Mut zur Stille
Grundlage dieser Aufführung ist die Idee von einer Küche der Klänge, in der drei Köche – Jonny Axelsson, Rie Watanabe und der Ideengeber Thomas Witzmann – Klänge zubereiten, angeführt und motiviert von der Sopranistin Maike Raschke als Fee Chorianda. Aus dieser sehr vagen Vorgabe haben die Darsteller mit ihrem Regisseur Rüdiger Pape im Probenprozess eine Fantasie über Geräusch und Ton, Klang und Melodie entwickelt, empfohlen für Vorschulkinder! Flavia Schwedler hat dafür eine optische Form aus Holz geschaffen. Aus einem zylindrischen Gefäß aus Holzplanken, in dem es zu Beginn mächtig wabert, blubbert und zischt und in dem sich lautlos Türen öffnen können, führt eine gelbe Holzrutsche zu einer Glasglocke, unter der irgendwann die traurige Fee einen Dornröschenschlaf schläft. Um diese Installation herum sitzt das Publikum im Alten Pfandhaus, dem Spielort der Kölner Kinderoper, und wird selbst eingerahmt von unregelmäßigen grünen Holzpalisaden, die gleich zu Beginn mit Kochlöffeln bearbeitet werden, so dass der ganze Raum zu vibrieren scheint.
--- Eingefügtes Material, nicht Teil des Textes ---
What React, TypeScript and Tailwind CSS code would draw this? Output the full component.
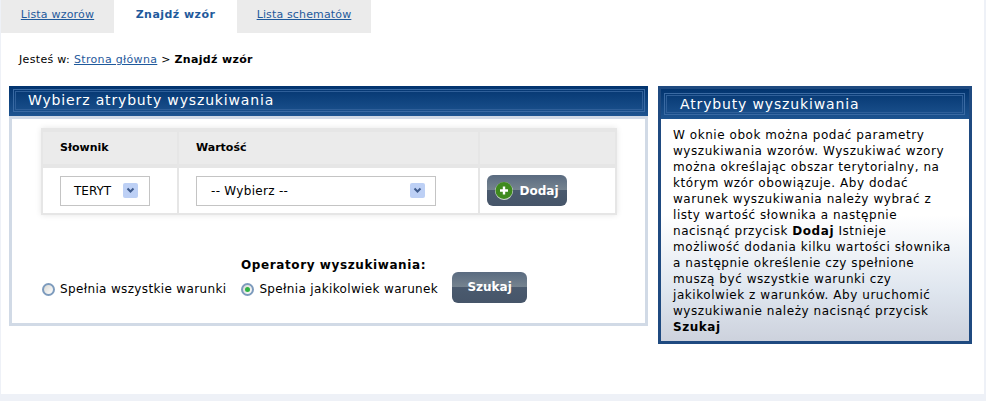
import React from "react";

const font = "font-['DejaVu_Sans',Verdana,sans-serif]";

const Chevron = () => (
  <span className="flex h-[15px] w-[15px] items-center justify-center rounded-[2px] bg-[#bdd0f5]">
    <svg width="9" height="7" viewBox="0 0 9 7">
      <path d="M1.5 1.5 L4.5 4.5 L7.5 1.5" fill="none" stroke="#3f5b8c" strokeWidth="2" />
    </svg>
  </span>
);

const Radio = ({ checked }: { checked?: boolean }) => (
  <span className="flex h-[13px] w-[13px] shrink-0 items-center justify-center rounded-full border-2 border-[#7d9bbd] bg-[linear-gradient(135deg,#d8d8d4,#ffffff)]">
    {checked && <span className="h-[5px] w-[5px] rounded-full bg-[#2fb344]" />}
  </span>
);

const PanelTitle = ({ children, className }: { children: React.ReactNode; className: string }) => (
  <div className={`h-[30px] bg-[linear-gradient(#02346f,#1e5490)] ${className}`}>
    {/* double frame line inside the title bar */}
    <div className="h-full border border-[#3a6aa3] p-px">
      <div className="flex h-full items-center border border-[#2f5f99] text-[14px] tracking-[0.85px] text-white">
        {children}
      </div>
    </div>
  </div>
);

const DarkButton = ({ children, className }: { children: React.ReactNode; className: string }) => (
  <button
    className={`flex items-center justify-center rounded-[6px] bg-[linear-gradient(#5a6b80_0%,#75838f_48%,#4a5a6e_50%,#465569_100%)] text-[12px] font-bold text-white ${className}`}
  >
    {children}
  </button>
);

export default function App() {
  return (
    <div className={`${font} h-[401px] w-[986px] overflow-hidden bg-[#eef1f7] text-[11px] text-black`}>
      <div className="ml-px h-[394px] w-[983px] bg-white">
        {/* Tabs */}
        <nav className="flex h-[33px] text-[11px]">
          <a href="#lista" className="flex w-[113px] items-center justify-center bg-[#ebebeb] pb-[3px] tracking-[0.2px] text-[#1f5a9c] underline">
            Lista wzorów
          </a>
          <a href="#znajdz" className="flex w-[123px] items-center justify-center pb-[3px] font-bold tracking-[0.45px] text-[#1f5a9c]">
            Znajdź wzór
          </a>
          <a href="#schematy" className="flex w-[134px] items-center justify-center bg-[#ebebeb] pb-[3px] tracking-[0.15px] text-[#1f5a9c] underline">
            Lista schematów
          </a>
        </nav>

        {/* Breadcrumb */}
        <p className="mt-[20px] ml-[18px] h-[14px] leading-[14px] tracking-[0.33px]">
          Jesteś w: <a href="#home" className="text-[#1f5a9c] underline">Strona główna</a> &gt; <b>Znajdź wzór</b>
        </p>

        <div className="mt-[19px] ml-[8px] flex items-start gap-[10px]">
          {/* Left panel */}
          <section className="w-[639px]">
            <PanelTitle className="pt-[3px] pr-[3px] pb-[4px] pl-[4px]">
              <span className="pl-[12px]">Wybierz atrybuty wyszukiwania</span>
            </PanelTitle>
            <div className="h-[210px] border-[3px] border-[#d1dae6] pt-[9px]">
              {/* Table */}
              <div className="mx-[29px] w-[576px] bg-[#e6e6e6] p-[2px] shadow-[0_0_6px_rgba(0,0,0,0.1)]">
                <div className="grid grid-cols-[134px_299px_135px] gap-x-[2px] gap-y-[4px] pt-[2px]">
                  <div className="flex h-[32px] items-center bg-[#ebebeb] pl-[17px] font-bold">Słownik</div>
                  <div className="flex h-[32px] items-center bg-[#ebebeb] pl-[17px] font-bold">Wartość</div>
                  <div className="h-[32px] bg-[#ebebeb]" />
                  <div className="flex h-[45px] items-center bg-white pl-[17px]">
                    <div className="flex h-[30px] w-[90px] items-center justify-between border border-[#c4c4c4] pr-[11px] pl-[13px] text-[12px]">
                      TERYT <Chevron />
                    </div>
                  </div>
                  <div className="flex h-[45px] items-center bg-white pl-[17px]">
                    <div className="flex h-[30px] w-[240px] items-center justify-between border border-[#c4c4c4] pr-[10px] pl-[14px] text-[12px] tracking-[0.3px]">
                      -- Wybierz -- <Chevron />
                    </div>
                  </div>
                  <div className="flex h-[45px] items-center bg-white pl-[7px]">
                    <DarkButton className="h-[31px] w-[80px] gap-[6px]">
                      <svg width="18" height="18" viewBox="0 0 18 18">
                        <circle cx="9" cy="9" r="9" fill="#cfd8cf" />
                        <circle cx="9" cy="8.5" r="8.5" fill="#3f8a1e" />
                        <path d="M9 4.5 V12.5 M5 8.5 H13" stroke="#fff" strokeWidth="2.4" />
                      </svg>
                      Dodaj
                    </DarkButton>
                  </div>
                </div>
              </div>

              {/* Operators */}
              <div className="mt-[41px] flex items-start pl-[30px]">
                <div>
                  <p className="ml-[199px] h-[16px] text-[12px] font-semibold tracking-[0.6px]">Operatory wyszukiwania:</p>
                  <div className="mt-[8px] flex items-center text-[12px] tracking-[0.35px]">
                    <Radio />
                    <span className="ml-[5px] mr-[15px]">Spełnia wszystkie warunki</span>
                    <Radio checked />
                    <span className="ml-[5px]">Spełnia jakikolwiek warunek</span>
                  </div>
                </div>
                <DarkButton className="mt-[16px] ml-[14px] h-[31px] w-[75px] pb-[2px]">Szukaj</DarkButton>
              </div>
            </div>
          </section>

          {/* Right panel */}
          <aside className="h-[258px] w-[314px] border-[3px] border-[#1f4a80] bg-[linear-gradient(#ffffff_0%,#ffffff_50%,#dfe6ef_80%,#cdd2dd_100%)]">
            <PanelTitle className="pt-[4px] pr-[4px] pb-[4px] pl-[3px]">
              <span className="pl-[13px]">Atrybuty wyszukiwania</span>
            </PanelTitle>
            <p className="mt-[8px] px-[12px] text-[12px] leading-[16px] tracking-[0.55px]">
              W oknie obok można podać parametry wyszukiwania wzorów. Wyszukiwać wzory można określając obszar
              terytorialny, na którym wzór obowiązuje. Aby dodać warunek wyszukiwania należy wybrać z listy wartość
              słownika a następnie nacisnąć przycisk <b>Dodaj</b> Istnieje możliwość dodania kilku wartości słownika a
              następnie określenie czy spełnione muszą być wszystkie warunki czy jakikolwiek z warunków. Aby uruchomić
              wyszukiwanie należy nacisnąć przycisk <b>Szukaj</b>
            </p>
          </aside>
        </div>
      </div>
    </div>
  );
}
Es gibt kein Orchester, keinen Dirigenten, keine klassischen Instrumente, nur – Küchenutensilien. Von der Erbse bis zum Spaghettibündel, vom Miniaturschneebesen bis zur Riesenpfanne reicht das Spektrum der zum Musik machen verwendeten Requisiten. Die Handlung ist schnell erzählt. Die Fee, der Maike Raschke übrigens sehr attraktive a-cappella-Koloraturen mitgibt, hat das Klangrezeptbuch verloren. Die Klangköche müssen jetzt Neues, Originales schaffen, statt Altes zu kopieren und zu variieren. Als die Fee mit ihren Kreationen nicht mehr zufrieden ist, dämmert sie weg. Die Köche geben alles und sie wacht wieder auf. Freude. Feier. Schluss.
Kein großes Orchesterfinale natürlich. Es gibt ja nur Töpfe. Aber aus dieser Beschränkung hat Rüdiger Pape eine beeindruckende Stärke entwickelt. Er disponiert den szenischen Ablauf sehr klar und verzichtet – fast schon wagemutig – auf jegliche Publikumsführung und –animation. Der Fokus liegt auf dem Klang im Raum. Dieser wird immer wieder in einzelne Komponenten zerlegt. Seine Entstehung wird vorgeführt und mit Stille umgeben. Auch Stille ist Klang, lautet die stringent und fantasievoll belegte Behauptung. Man muss zuhören wollen, wenn man von dieser Zauberküche angeregt und verzaubert werden will. In ihrer Konzentration, ihrer verdeckten aber nicht versteckten Appellstruktur und der so spielerisch entstehenden Poesie liegt die große Kraft dieser Aufführung – und ihre Gefährdung. Auch größeren Theatern als der Kölner Kinderoper wäre solcher Mut zu wünschen!